My first try at trying to measure the performance differences for this problem was far from ideal.

I started with a list of primitive integers:

import timeit

sample_size = 1000
lookup_size = 10

my_list_primitives = list(range(sample_size))
primitives_lookup = [i for i in range(lookup_size)]

def list_primitive_lookup():
    return [i for i in primitives_lookup if i in my_list_primitives]

def set_primitive_lookup():
    set_of_primitives = set(my_list_primitives)
    return [i for i in primitives_lookup if i in set_of_primitives]

# Measure time for list primitive lookup
list_time = timeit.timeit(list_primitive_lookup, number=10000)
print(f"List Primitive Lookup Time: {list_time:.6f} seconds")
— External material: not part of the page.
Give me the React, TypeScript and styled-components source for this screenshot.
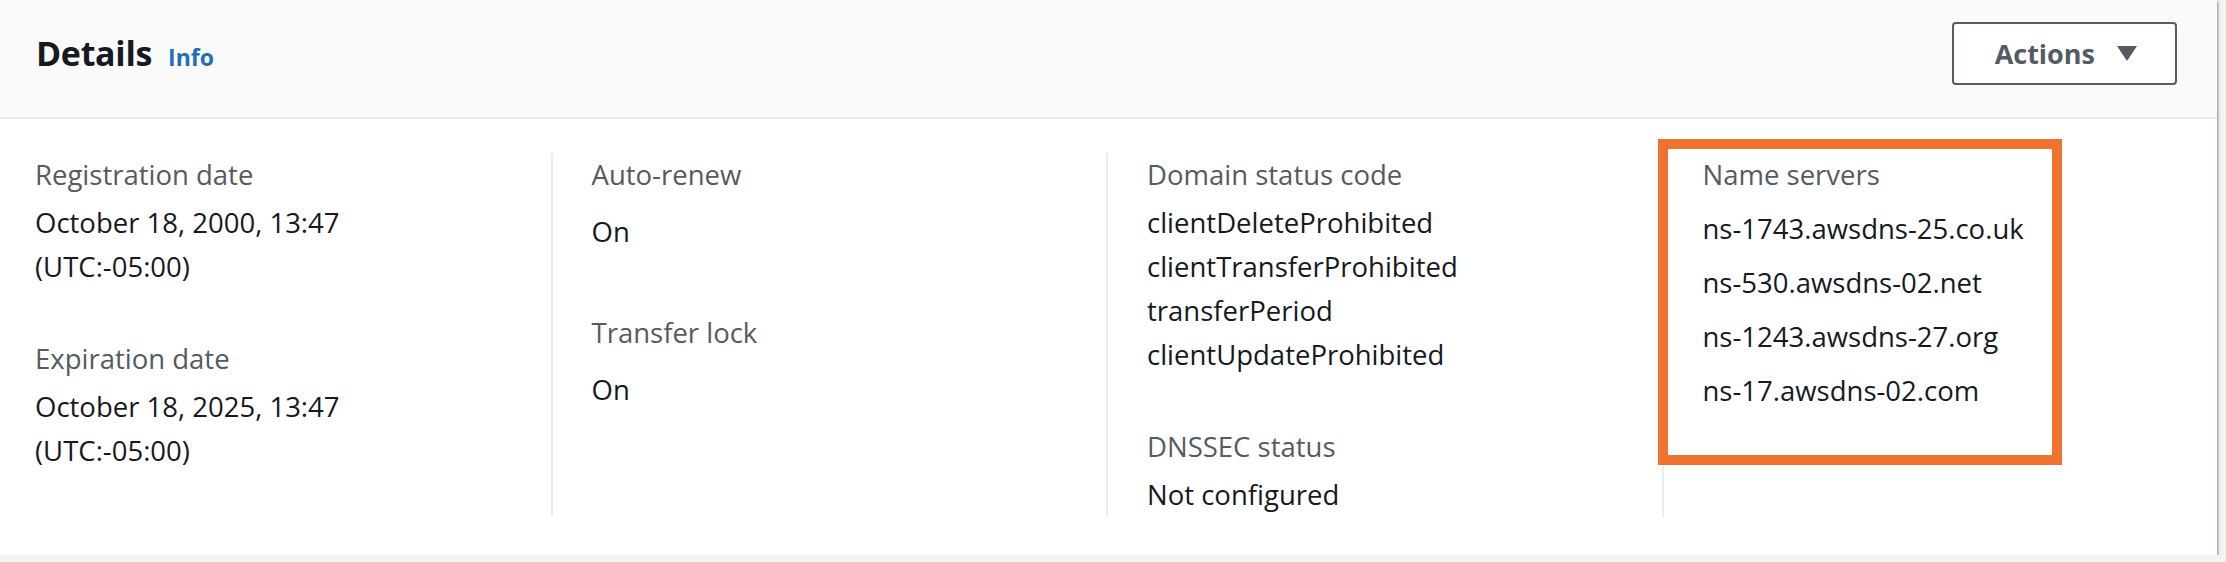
import React from "react";
import styled, { createGlobalStyle } from "styled-components";

const GlobalStyle = createGlobalStyle`
  html, body {
    margin: 0;
    padding: 0;
    background: #f2f3f3;
    font-family: "Open Sans", "Noto Sans", Arial, sans-serif;
  }
`;

const Card = styled.section`
  margin-left: -5px;
  width: 2222px;
  background: #ffffff;
  box-shadow: 0 2px 2px 0 rgba(0, 28, 36, 0.45), 2px 1px 2px 0 rgba(0, 28, 36, 0.2);
`;

const Header = styled.div`
  height: 119px;
  box-sizing: border-box;
  padding: 22px 40px 33px 41px;
  background: #fafafa;
  border-bottom: 2px solid #eaeded;
  display: flex;
  align-items: center;
  justify-content: space-between;
`;

const TitleRow = styled.div`
  display: flex;
  align-items: baseline;
  gap: 16px;
`;

const Title = styled.h2`
  margin: 0;
  font-size: 34px;
  font-weight: 700;
  color: #16191f;
  letter-spacing: -0.3px;
`;

const InfoLink = styled.a`
  font-size: 23px;
  font-weight: 700;
  color: #1f6fbb;
  text-decoration: none;
`;

const ActionsButton = styled.button`
  height: 63px;
  box-sizing: border-box;
  padding: 0 38px 0 41px;
  display: flex;
  align-items: center;
  gap: 22px;
  background: #ffffff;
  border: 2px solid #545b64;
  border-radius: 4px;
  font-family: inherit;
  font-size: 27px;
  font-weight: 700;
  color: #545b64;
`;

const Body = styled.div`
  display: grid;
  grid-template-columns: repeat(4, 1fr);
  padding: 34px 0 38px 0;
`;

const Column = styled.div<{ $divider?: boolean }>`
  position: relative;
  display: flex;
  flex-direction: column;
  gap: 48px;
  padding-left: ${(p) => (p.$divider ? "39px" : "40px")};
  border-left: ${(p) => (p.$divider ? "2px solid #eaeded" : "none")};
`;

const Field = styled.div`
  display: flex;
  flex-direction: column;
  gap: 4px;
`;

const Label = styled.div`
  font-size: 27.5px;
  line-height: 44px;
  color: #545b64;
`;

const Value = styled.div`
  font-size: 27.5px;
  line-height: 44px;
  color: #16191f;
`;

const StatusValue = styled(Value)`
  padding: 9px 0;
`;

const ServerList = styled.ul`
  list-style: none;
  margin: 0;
  padding: 6px 0 0 0;
  display: flex;
  flex-direction: column;
  gap: 10px;
`;

const Server = styled.li`
  font-size: 27.5px;
  line-height: 44px;
  color: #16191f;
`;

const Highlight = styled.div`
  position: absolute;
  left: -6px;
  top: -14px;
  width: 404px;
  height: 326px;
  box-sizing: border-box;
  border: 10px solid #ee7330;
  pointer-events: none;
`;

function Caret() {
  return (
    <svg width="20" height="15" viewBox="0 0 20 15">
      <path d="M0 0 H20 L10 15 Z" fill="#545b64" />
    </svg>
  );
}

export default function App() {
  return (
    <>
      <GlobalStyle />
      <Card>
        <Header>
          <TitleRow>
            <Title>Details</Title>
            <InfoLink href="#">Info</InfoLink>
          </TitleRow>
          <ActionsButton type="button">
            Actions
            <Caret />
          </ActionsButton>
        </Header>
        <Body>
          <Column>
            <Field>
              <Label>Registration date</Label>
              <Value>
                October 18, 2000, 13:47
                <br />
                (UTC:-05:00)
              </Value>
            </Field>
            <Field>
              <Label>Expiration date</Label>
              <Value>
                October 18, 2025, 13:47
                <br />
                (UTC:-05:00)
              </Value>
            </Field>
          </Column>
          <Column $divider>
            <Field>
              <Label>Auto-renew</Label>
              <StatusValue>On</StatusValue>
            </Field>
            <Field>
              <Label>Transfer lock</Label>
              <StatusValue>On</StatusValue>
            </Field>
          </Column>
          <Column $divider>
            <Field>
              <Label>Domain status code</Label>
              <Value>
                clientDeleteProhibited
                <br />
                clientTransferProhibited
                <br />
                transferPeriod
                <br />
                clientUpdateProhibited
              </Value>
            </Field>
            <Field>
              <Label>DNSSEC status</Label>
              <Value>Not configured</Value>
            </Field>
          </Column>
          <Column $divider>
            <Field>
              <Label>Name servers</Label>
              <ServerList>
                <Server>ns-1743.awsdns-25.co.uk</Server>
                <Server>ns-530.awsdns-02.net</Server>
                <Server>ns-1243.awsdns-27.org</Server>
                <Server>ns-17.awsdns-02.com</Server>
              </ServerList>
            </Field>
            <Highlight />
          </Column>
        </Body>
      </Card>
    </>
  );
}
# Measure time for set primitive lookup
set_time = timeit.timeit(set_primitive_lookup, number=10000)
print(f"Set Primitive Lookup Time: {set_time:.6f} seconds")

# Compare the two times
if set_time < list_time:
    print("Set Primitive lookup is faster.\n")
else:
    print("List Primitive lookup is faster.\n")

The result was:

List Primitive Lookup Time: 0.005507 seconds
Set Primitive Lookup Time: 0.077754 seconds
List Primitive lookup is faster.

Why was this benchmark bad?

We can start with the fact that all the integers being looked-up are in the list. We also know that the worst case scenario, is when none of the look-ups is in the list, given that we'd need to traverse the whole list first.

If I changed the following line:

- primitives_lookup = [i for i in range(lookup_size)]
+ primitives_lookup = [i+2000 for i in range(lookup_size)]
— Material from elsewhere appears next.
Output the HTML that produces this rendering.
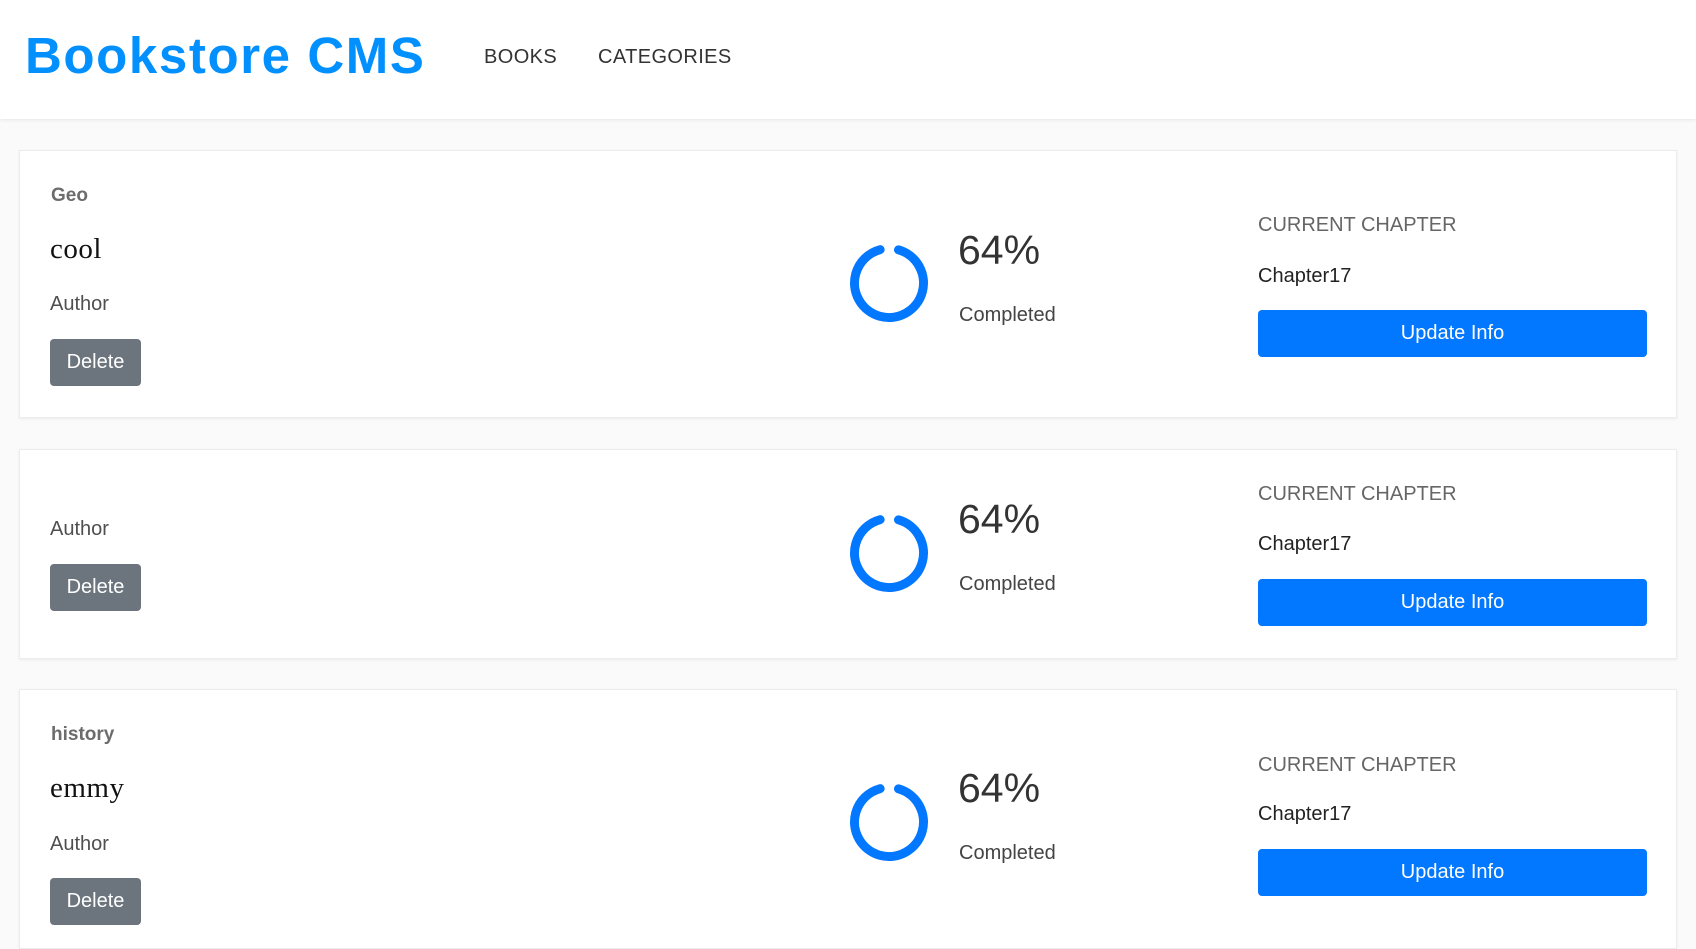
<!DOCTYPE html>
<html><head><meta charset="utf-8"><style>
*{margin:0;padding:0;box-sizing:border-box}
body{width:1696px;height:927px;overflow:hidden;background:#fafafa;font-family:"Liberation Sans",sans-serif;position:relative;color:#333}
.hdr{position:absolute;left:0;top:0;width:1696px;height:119px;background:#fff;box-shadow:0 1px 4px rgba(0,0,0,.08)}
.a{position:absolute;white-space:nowrap;line-height:1}
.logo{left:25px;top:30px;font-size:51px;font-weight:bold;color:#0290ff;letter-spacing:1.6px}
.nav{font-size:20px;color:#333;top:47px;letter-spacing:0.4px}
.card{position:absolute;left:19px;width:1658px;background:#fff;border:1px solid #ececec;box-shadow:0 1px 3px rgba(0,0,0,.06)}
.cat{font-size:19px;font-weight:bold;color:#6c6c6c}
.title{font-family:"Liberation Serif",serif;font-size:29px;color:#121212;letter-spacing:0.5px}
.auth{font-size:20px;color:#4f4f4f}
.del{position:absolute;left:50px;width:91px;height:47px;background:#6c757d;border-radius:4px;color:#fff;font-size:20px;display:flex;align-items:center;justify-content:center}
.pct{font-size:41px;color:#333}
.comp{font-size:20px;color:#444}
.cc{font-size:20px;color:#666}
.ch{font-size:20px;color:#222}
.upd{position:absolute;left:1258px;width:389px;height:47px;background:#0277ff;border-radius:4px;color:#fff;font-size:20px;display:flex;align-items:center;justify-content:center}
svg{position:absolute}
</style></head><body>
<div class="hdr"></div>
<div class="a logo">Bookstore CMS</div>
<div class="a nav" style="left:484px">BOOKS</div>
<div class="a nav" style="left:598px">CATEGORIES</div>

<div class="card" style="top:150px;height:268px"></div>
<div class="card" style="top:449px;height:210px"></div>
<div class="card" style="top:689px;height:260px"></div>

<!-- card 1 -->
<div class="a cat" style="left:51px;top:186px">Geo</div>
<div class="a title" style="left:50px;top:235px">cool</div>
<div class="a auth" style="left:50px;top:294px">Author</div>
<div class="del" style="top:339px">Delete</div>
<svg style="left:846px;top:240px" width="86" height="86" viewBox="0 0 86 86"><circle cx="43" cy="43" r="34.5" fill="none" stroke="#0277ff" stroke-width="9" stroke-linecap="round" stroke-dasharray="197.8 19" transform="rotate(-74 43 43)"/></svg>
<div class="a pct" style="left:958px;top:230px">64%</div>
<div class="a comp" style="left:959px;top:305px">Completed</div>
<div class="a cc" style="left:1258px;top:215px">CURRENT CHAPTER</div>
<div class="a ch" style="left:1258px;top:266px">Chapter17</div>
<div class="upd" style="top:310px">Update Info</div>

<!-- card 2 -->
<div class="a auth" style="left:50px;top:519px">Author</div>
<div class="del" style="top:564px">Delete</div>
<svg style="left:846px;top:510px" width="86" height="86" viewBox="0 0 86 86"><circle cx="43" cy="43" r="34.5" fill="none" stroke="#0277ff" stroke-width="9" stroke-linecap="round" stroke-dasharray="197.8 19" transform="rotate(-74 43 43)"/></svg>
<div class="a pct" style="left:958px;top:499px">64%</div>
<div class="a comp" style="left:959px;top:574px">Completed</div>
<div class="a cc" style="left:1258px;top:484px">CURRENT CHAPTER</div>
<div class="a ch" style="left:1258px;top:534px">Chapter17</div>
<div class="upd" style="top:579px">Update Info</div>

<!-- card 3 -->
<div class="a cat" style="left:51px;top:725px">history</div>
<div class="a title" style="left:50px;top:774px">emmy</div>
<div class="a auth" style="left:50px;top:834px">Author</div>
<div class="del" style="top:878px">Delete</div>
<svg style="left:846px;top:779px" width="86" height="86" viewBox="0 0 86 86"><circle cx="43" cy="43" r="34.5" fill="none" stroke="#0277ff" stroke-width="9" stroke-linecap="round" stroke-dasharray="197.8 19" transform="rotate(-74 43 43)"/></svg>
<div class="a pct" style="left:958px;top:768px">64%</div>
<div class="a comp" style="left:959px;top:843px">Completed</div>
<div class="a cc" style="left:1258px;top:755px">CURRENT CHAPTER</div>
<div class="a ch" style="left:1258px;top:804px">Chapter17</div>
<div class="upd" style="top:849px">Update Info</div>
</body></html>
I get the following results for the worst-case scenario:

List Primitive Lookup Time: 0.422299 seconds
Set Primitive Lookup Time: 0.074659 seconds
Set Primitive lookup is faster.

But we know from the real application where this code sits, that at least some of the Foo.bar's being looked-up will be in the bars list.
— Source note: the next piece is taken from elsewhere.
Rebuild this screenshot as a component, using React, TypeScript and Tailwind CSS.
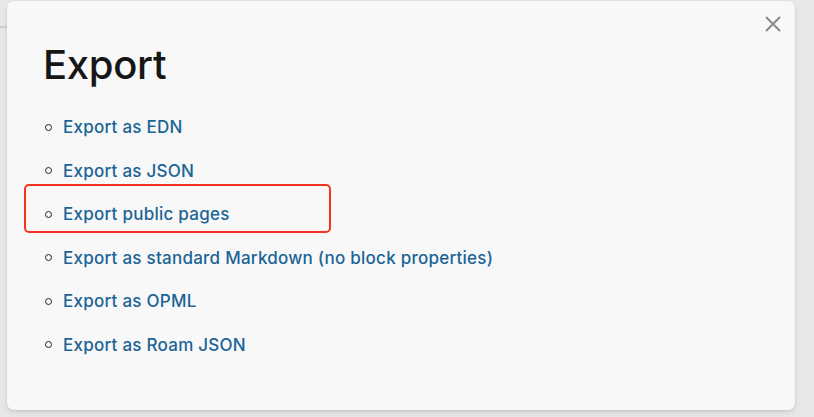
import React from "react";

const items = [
  "Export as EDN",
  "Export as JSON",
  "Export public pages",
  "Export as standard Markdown (no block properties)",
  "Export as OPML",
  "Export as Roam JSON",
];

export default function App() {
  return (
    <div
      className="relative w-[814px] h-[417px] overflow-hidden bg-[#e8e8e8] flex pl-[7px] pt-[1px]"
      style={{ fontFamily: "Inter, 'Noto Sans', sans-serif" }}
    >
      <div className="absolute left-0 top-[26px] w-[7px] h-[2px] bg-[#cfcfcf]" />
      <div className="relative w-[788px] h-[409px] bg-[#f8f8f8] rounded-[7px] shadow-[0_1px_3px_rgba(0,0,0,0.12),0_4px_10px_rgba(0,0,0,0.05)] pl-[36px] pt-[43.5px]">
        <button className="absolute right-[12px] top-[13px] w-[20px] h-[20px] flex items-center justify-center text-[#8a8a8a]">
          <svg width="18" height="18" viewBox="0 0 18 18" fill="none" stroke="currentColor" strokeWidth="2" strokeLinecap="butt">
            <path d="M2 2 L16 16 M16 2 L2 16" />
          </svg>
        </button>
        <h1 className="text-[40px] leading-none font-medium text-[#161616] tracking-[-0.3px]">Export</h1>
        <ul className="mt-[30.5px] flex flex-col gap-[19.6px]">
          {items.map((t) => (
            <li key={t} className="flex items-center h-[24px]">
              <span className="w-[7px] h-[7px] rounded-full border-[1.3px] border-[#222] ml-[2px] mr-[11px]" />
              <span className="text-[17px] leading-[24px] font-medium text-[#1b6496] tracking-[0.25px]">{t}</span>
            </li>
          ))}
        </ul>
      </div>
      <div className="absolute left-[24px] top-[184px] w-[307px] h-[49px] border-2 border-[#f5331f] rounded-[5px]" />
    </div>
  );
}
We'll make a decision here and say that 50% of the Foo.bars will be in the list and 50% will not.

The ones in the list, will be randomly distributed.

- primitives_lookup = [i+2000 for i in range(lookup_size)]
+ primitives_lookup = (
+     [random.randint(0, sample_size-1) for i in range(int(lookup_size/2))]
+     +
+     [sample_size + 1 for i in range(int(lookup_size/2))]
+ )

We get this result, which is a bit better than previously, but not good enough to justify a list lookup yet.

List Primitive Lookup Time: 0.319727 seconds
Set Primitive Lookup Time: 0.075953 seconds
Set Primitive lookup is faster.

Note that at this point, even with a small value of sample_size and lookup_size, the set beats the list.

Second try, using custom classes

Instead of primitives, I tried to run the same test but using custom Python classes:

You can see the full code here:

import timeit
import random

sample_size = 1000
lookup_size = 10

my_list_primitives = list(range(sample_size))
primitives_lookup = (
    [random.randint(0, sample_size-1) for i in range(int(lookup_size/2))]
    +
    [sample_size + 1 for i in range(int(lookup_size/2))]
)

class Bar:
    id: int

    def __init__(self, i):
        self.id = i

    def __eq__(self, other):
        return self.id == other.id

    def __hash__(self):
        return hash(self.id)

class Foo:
    bar: Bar

    def __init__(self, i):
        self.bar = Bar(i)

    def __eq__(self, other):
        return self.bar == other.bar

    def __hash__(self):
        return hash(self.bar.id)


my_list_foo = [Foo(i) for i in range(1000, 1000+sample_size)]
foo_lookup = [Foo(i) for i in range(1000, 1000+lookup_size)]
foo_lookup = (
    [Foo(random.randint(0, sample_size-1)) for i in range(int(lookup_size/2))]
    +
    [Foo(sample_size + 1) for i in range(int(lookup_size/2))]
)

def list_primitive_lookup():
    return [
        i for i in primitives_lookup if i in my_list_primitives
    ]

def set_primitive_lookup():
    set_of_primitives = set(my_list_primitives)
    return [
        i for i in primitives_lookup if i in set_of_primitives
    ]

def list_foo_lookup():
    return [
        i for i in foo_lookup if i in my_list_foo
    ]

def set_foo_lookup():
    set_of_foo = set(my_list_foo)
    return [
        i for i in foo_lookup if i in set_of_foo
    ]

assert list_primitive_lookup() == set_primitive_lookup()
assert list_foo_lookup() == set_foo_lookup()


# Measure time for list primitive lookup
list_time = timeit.timeit(list_primitive_lookup, number=10000)
print(f"List Primitive Lookup Time: {list_time:.6f} seconds")

# Measure time for set primitive lookup
set_time = timeit.timeit(set_primitive_lookup, number=10000)
print(f"Set Primitive Lookup Time: {set_time:.6f} seconds")

# Compare the two times
if set_time < list_time:
    print("Set Primitive lookup is faster.\n")
else:
    print("List Primitive lookup is faster.\n")

# Measure time for list foo lookup
list_time = timeit.timeit(list_foo_lookup, number=10000)
print(f"List Foo Lookup Time: {list_time:.6f} seconds")

# Measure time for set foo lookup
set_time = timeit.timeit(set_foo_lookup, number=10000)
print(f"Set Foo Lookup Time: {set_time:.6f} seconds")

# Compare the two times
if set_time < list_time:
    print("Set Foo lookup is faster.")
else:
    print("List Foo lookup is faster.")

And results:

List Primitive Lookup Time: 0.328242 seconds
Set Primitive Lookup Time: 0.073281 seconds
Set Primitive lookup is faster.

List Foo Lookup Time: 4.221350 seconds
Set Foo Lookup Time: 1.050486 seconds
Set Foo lookup is faster.

The non-primitive types, as expected, are much slower.

I haven't got to the bottom of why exactly it is much slower, but I will come and update this note as soon as I find out.

Conclusion

  1. Ensure you know the size of your containers before benchmarking.
  2. Ensure you know the proportion of objects in the list and out of the list.
  3. Figure out why primitives are so much faster and tell me!